→ **TASK BRIEF**: Reproduce exactly the lines below, from the first one through the line containing "const images = ['BOOT', 'Phone', 'PDA', 'CSC', 'EFS']", and omit any pictures.

+++++

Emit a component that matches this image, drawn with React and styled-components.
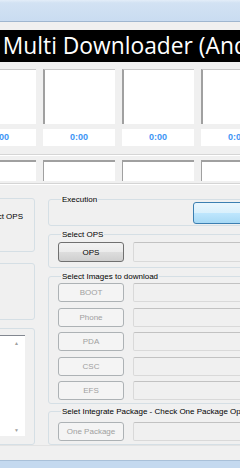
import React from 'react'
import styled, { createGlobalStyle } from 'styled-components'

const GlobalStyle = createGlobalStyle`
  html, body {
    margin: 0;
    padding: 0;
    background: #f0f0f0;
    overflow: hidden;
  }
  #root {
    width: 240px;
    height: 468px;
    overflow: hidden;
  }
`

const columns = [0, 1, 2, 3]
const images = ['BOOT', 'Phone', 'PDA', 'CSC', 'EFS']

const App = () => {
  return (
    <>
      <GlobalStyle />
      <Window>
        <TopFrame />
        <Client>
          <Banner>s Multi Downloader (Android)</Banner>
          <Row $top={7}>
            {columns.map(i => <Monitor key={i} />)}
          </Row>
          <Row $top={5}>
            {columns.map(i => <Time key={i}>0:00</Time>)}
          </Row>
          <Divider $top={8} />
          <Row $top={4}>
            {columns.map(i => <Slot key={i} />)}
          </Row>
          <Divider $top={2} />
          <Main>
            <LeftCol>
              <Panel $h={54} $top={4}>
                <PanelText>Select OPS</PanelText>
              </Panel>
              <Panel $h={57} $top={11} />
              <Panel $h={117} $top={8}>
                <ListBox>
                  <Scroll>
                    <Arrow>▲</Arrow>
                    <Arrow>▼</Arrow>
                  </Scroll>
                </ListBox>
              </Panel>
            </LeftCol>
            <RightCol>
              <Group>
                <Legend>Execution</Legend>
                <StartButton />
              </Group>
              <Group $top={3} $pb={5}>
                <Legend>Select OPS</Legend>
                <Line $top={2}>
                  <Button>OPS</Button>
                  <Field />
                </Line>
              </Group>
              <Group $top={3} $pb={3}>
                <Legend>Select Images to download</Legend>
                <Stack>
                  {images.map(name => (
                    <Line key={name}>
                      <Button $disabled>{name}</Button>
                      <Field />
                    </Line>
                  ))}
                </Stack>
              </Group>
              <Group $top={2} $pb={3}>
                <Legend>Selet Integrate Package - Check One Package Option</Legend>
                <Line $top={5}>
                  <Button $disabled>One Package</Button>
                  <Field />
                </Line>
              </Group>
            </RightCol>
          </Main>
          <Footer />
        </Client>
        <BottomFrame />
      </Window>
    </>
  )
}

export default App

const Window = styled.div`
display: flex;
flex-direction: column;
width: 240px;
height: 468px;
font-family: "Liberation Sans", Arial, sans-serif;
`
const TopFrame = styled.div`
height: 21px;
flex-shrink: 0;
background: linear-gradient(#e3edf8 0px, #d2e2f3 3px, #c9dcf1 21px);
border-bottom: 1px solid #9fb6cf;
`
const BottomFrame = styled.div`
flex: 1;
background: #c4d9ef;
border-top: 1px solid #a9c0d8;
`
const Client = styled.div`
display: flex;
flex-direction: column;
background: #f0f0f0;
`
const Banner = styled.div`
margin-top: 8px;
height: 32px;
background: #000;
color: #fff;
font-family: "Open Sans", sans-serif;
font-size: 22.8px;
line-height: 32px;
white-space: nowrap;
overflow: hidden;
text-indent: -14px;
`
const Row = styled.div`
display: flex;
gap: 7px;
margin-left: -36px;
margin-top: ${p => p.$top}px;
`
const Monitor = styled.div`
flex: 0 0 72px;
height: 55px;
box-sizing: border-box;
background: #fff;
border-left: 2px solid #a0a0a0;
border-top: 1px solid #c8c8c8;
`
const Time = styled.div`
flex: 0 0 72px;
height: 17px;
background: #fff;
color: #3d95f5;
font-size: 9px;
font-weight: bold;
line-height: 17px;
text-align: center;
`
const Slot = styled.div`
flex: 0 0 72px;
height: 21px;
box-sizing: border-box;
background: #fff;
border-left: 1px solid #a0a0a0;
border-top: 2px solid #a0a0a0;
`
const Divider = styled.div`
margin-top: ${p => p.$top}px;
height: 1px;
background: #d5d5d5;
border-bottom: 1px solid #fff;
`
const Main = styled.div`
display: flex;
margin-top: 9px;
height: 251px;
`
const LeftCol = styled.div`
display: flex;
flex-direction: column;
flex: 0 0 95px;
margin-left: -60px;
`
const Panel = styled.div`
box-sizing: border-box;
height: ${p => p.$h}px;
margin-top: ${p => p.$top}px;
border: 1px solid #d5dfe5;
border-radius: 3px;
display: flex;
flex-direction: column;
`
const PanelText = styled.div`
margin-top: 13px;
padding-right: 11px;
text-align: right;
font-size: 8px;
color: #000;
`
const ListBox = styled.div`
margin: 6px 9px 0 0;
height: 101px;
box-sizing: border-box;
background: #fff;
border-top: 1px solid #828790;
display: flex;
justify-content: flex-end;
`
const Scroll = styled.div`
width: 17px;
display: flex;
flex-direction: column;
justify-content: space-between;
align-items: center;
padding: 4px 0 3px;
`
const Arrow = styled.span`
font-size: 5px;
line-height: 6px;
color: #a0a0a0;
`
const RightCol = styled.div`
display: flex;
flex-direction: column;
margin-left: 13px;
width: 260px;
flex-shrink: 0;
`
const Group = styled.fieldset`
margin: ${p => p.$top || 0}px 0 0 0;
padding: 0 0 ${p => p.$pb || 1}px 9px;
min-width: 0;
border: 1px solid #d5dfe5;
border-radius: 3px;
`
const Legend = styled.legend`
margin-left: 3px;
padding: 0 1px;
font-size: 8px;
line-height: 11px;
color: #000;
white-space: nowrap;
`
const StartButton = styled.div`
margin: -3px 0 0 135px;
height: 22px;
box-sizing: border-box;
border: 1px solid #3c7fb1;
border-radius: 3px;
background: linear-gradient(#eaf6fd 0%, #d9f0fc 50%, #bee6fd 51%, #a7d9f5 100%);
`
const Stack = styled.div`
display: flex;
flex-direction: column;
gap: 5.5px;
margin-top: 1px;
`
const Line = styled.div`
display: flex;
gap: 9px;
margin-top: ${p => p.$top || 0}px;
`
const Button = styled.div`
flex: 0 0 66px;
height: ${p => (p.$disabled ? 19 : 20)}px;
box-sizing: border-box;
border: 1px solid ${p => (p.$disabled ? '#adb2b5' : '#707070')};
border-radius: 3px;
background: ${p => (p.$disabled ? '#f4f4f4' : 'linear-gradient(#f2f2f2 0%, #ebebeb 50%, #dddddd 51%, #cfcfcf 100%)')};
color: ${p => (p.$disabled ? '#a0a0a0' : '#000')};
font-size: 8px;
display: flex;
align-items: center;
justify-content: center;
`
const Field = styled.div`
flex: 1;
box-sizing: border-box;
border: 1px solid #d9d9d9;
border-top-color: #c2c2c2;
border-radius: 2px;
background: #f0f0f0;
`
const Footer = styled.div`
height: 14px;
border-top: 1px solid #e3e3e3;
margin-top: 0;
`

+++++

→ **CORRECT ANSWER**:
Emit a component that matches this image, drawn with React and styled-components.
import React from 'react'
import styled, { createGlobalStyle } from 'styled-components'

const GlobalStyle = createGlobalStyle`
  html, body {
    margin: 0;
    padding: 0;
    background: #f0f0f0;
    overflow: hidden;
  }
  #root {
    width: 240px;
    height: 468px;
    overflow: hidden;
  }
`

const columns = [0, 1, 2, 3]
const images = ['BOOT', 'Phone', 'PDA', 'CSC', 'EFS']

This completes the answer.